Si je prends les réserves d’eau, baptisées méga-bassines par leurs opposants, elles seront présumées d’intérêt général majeur à certaines conditions. La portée de la présomption reste cependant énigmatique. Est-elle simple ou irréfragable ? A quelles règles environnementales permettra-t-elle de déroger ? Si on pense aux règles de protection des espèces, en revanche il n’est pas sûr que ces ouvrages puissent éviter de se conformer aux documents de gestion des eaux (SDAGE, SAGE) comme l’exige la jurisprudence. Plusieurs conditions sont en outre requises : être dans une zone affectée par un déficit d’eau pérenne ; l’existence d’une démarche territoriale concertée ; un engagement dans des pratiques sobres en eau ; un accès à l’eau favorisé pour tous les usagers.

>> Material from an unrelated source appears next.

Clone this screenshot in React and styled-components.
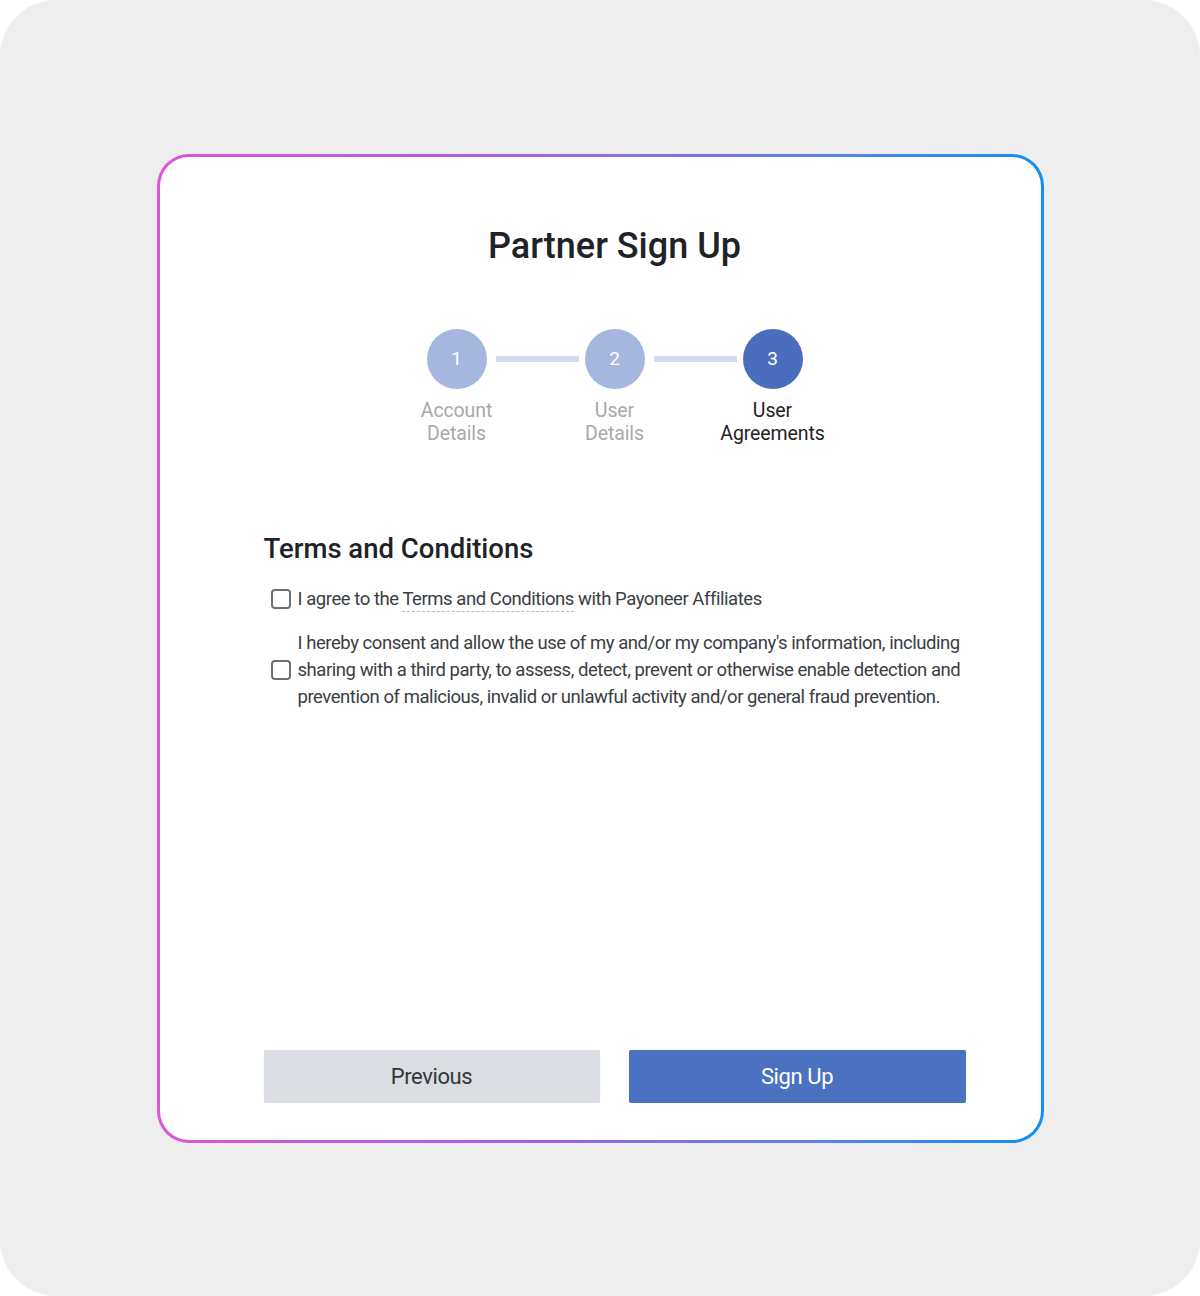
import React, { useState } from 'react'
import styled, { createGlobalStyle } from 'styled-components'

const Global = createGlobalStyle`
    html, body {
        margin: 0;
        padding: 0;
        background: #ffffff;
    }
    body {
        font-family: Roboto, "Liberation Sans", sans-serif;
    }
`

const Page = styled.div`
    width: 1200px;
    height: 1296px;
    background: #eeeeee;
    border-radius: 56px;
    display: flex;
    align-items: center;
    justify-content: center;
`

const Card = styled.div`
    box-sizing: border-box;
    width: 887px;
    height: 989px;
    border: 3px solid transparent;
    border-radius: 32px;
    background:
        linear-gradient(#ffffff, #ffffff) padding-box,
        linear-gradient(90deg, #dc56d8, #b05ee0 35%, #5a82ea 75%, #0f90f2) border-box;
    padding: 65px 75px 37px 104px;
    display: flex;
    flex-direction: column;
`

const Title = styled.h1`
    margin: 0;
    text-align: center;
    font-size: 36px;
    font-weight: 500;
    line-height: 48px;
    color: #1f2226;
`

const Stepper = styled.div`
    display: flex;
    justify-content: center;
    margin-top: 59px;
`

const Step = styled.div`
    position: relative;
    width: 158px;
    display: flex;
    flex-direction: column;
    align-items: center;

    &:not(:last-child)::after {
        content: '';
        position: absolute;
        top: 27px;
        left: calc(50% + 39px);
        width: 83px;
        height: 6px;
        background: #d3dcf0;
    }
`

const Circle = styled.div`
    width: 60px;
    height: 60px;
    border-radius: 50%;
    background: ${p => (p.active ? '#4a6ebd' : '#a5b7df')};
    color: #ffffff;
    font-size: 19px;
    display: flex;
    align-items: center;
    justify-content: center;
`

const StepLabel = styled.div`
    margin-top: 10px;
    text-align: center;
    font-size: 19.5px;
    line-height: 23px;
    letter-spacing: -0.1px;
    white-space: pre-line;
    color: ${p => (p.active ? '#1f2226' : '#a9a9a9')};
`

const Section = styled.div`
    margin-top: 87px;
`

const SectionTitle = styled.h2`
    margin: 0;
    font-size: 27.5px;
    font-weight: 500;
    line-height: 34px;
    color: #1f2226;
`

const Agreement = styled.label`
    display: flex;
    align-items: center;
    gap: 7px;
    padding-left: 7px;
    margin-top: ${p => p.gap}px;
    font-size: 18.5px;
    line-height: 27px;
    letter-spacing: -0.45px;
    color: #3a3d42;
    cursor: pointer;
`

const Box = styled.input`
    appearance: none;
    flex: none;
    width: 20px;
    height: 20px;
    margin: 0;
    border: 2px solid #707070;
    border-radius: 4px;
    background: #ffffff;
    cursor: pointer;

    &:checked {
        background: #4a6ebd;
        border-color: #4a6ebd;
    }
`

const TermsLink = styled.span`
    color: #3a3d42;
    border-bottom: 1px dashed #b9bcc2;
    padding-bottom: 1px;
`

const Actions = styled.div`
    margin-top: auto;
    display: grid;
    grid-template-columns: 336px 337px;
    justify-content: space-between;
`

const Button = styled.button`
    height: 53px;
    border: none;
    border-radius: 2px;
    font-family: Roboto, "Liberation Sans", sans-serif;
    font-size: 22px;
    letter-spacing: -0.4px;
    cursor: pointer;
    background: ${p => (p.primary ? '#4b72c0' : '#dadee2')};
    color: ${p => (p.primary ? '#ffffff' : '#33363a')};
    box-shadow: 0 0 1px rgba(0, 0, 0, 0.2);
`

const steps = [
    { n: 1, label: 'Account\nDetails' },
    { n: 2, label: 'User\nDetails' },
    { n: 3, label: 'User\nAgreements', active: true },
]

function App() {
    const [terms, setTerms] = useState(false)
    const [consent, setConsent] = useState(false)

    return (
        <>
            <Global />
            <Page>
                <Card>
                    <Title>Partner Sign Up</Title>
                    <Stepper>
                        {steps.map(s => (
                            <Step key={s.n}>
                                <Circle active={s.active}>{s.n}</Circle>
                                <StepLabel active={s.active}>{s.label}</StepLabel>
                            </Step>
                        ))}
                    </Stepper>

                    <Section>
                        <SectionTitle>Terms and Conditions</SectionTitle>
                        <Agreement gap={20}>
                            <Box type="checkbox" checked={terms} onChange={e => setTerms(e.target.checked)} />
                            <span>
                                I agree to the <TermsLink>Terms and Conditions</TermsLink> with Payoneer Affiliates
                            </span>
                        </Agreement>
                        <Agreement gap={17}>
                            <Box type="checkbox" checked={consent} onChange={e => setConsent(e.target.checked)} />
                            <span>
                                I hereby consent and allow the use of my and/or my company's information, including
                                sharing with a third party, to assess, detect, prevent or otherwise enable detection and
                                prevention of malicious, invalid or unlawful activity and/or general fraud prevention.
                            </span>
                        </Agreement>
                    </Section>

                    <Actions>
                        <Button>Previous</Button>
                        <Button primary>Sign Up</Button>
                    </Actions>
                </Card>
            </Page>
        </>
    )
}

export default App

C’est bien simple, aucun projet de stockage en France ne coche jusqu’à présent ces critères, lesquels d’ailleurs ne manqueront pas de nourrir le contentieux.
A première vue, la loi « Duplomb » ne lèvera que peu de contraintes et pour peu d’agriculteurs. Symboliquement très marquée, elle n’aura certainement pas, au plan technique, la portée que lui prêtent les uns et les autres. Le sens de la mesure n’est pas interdit.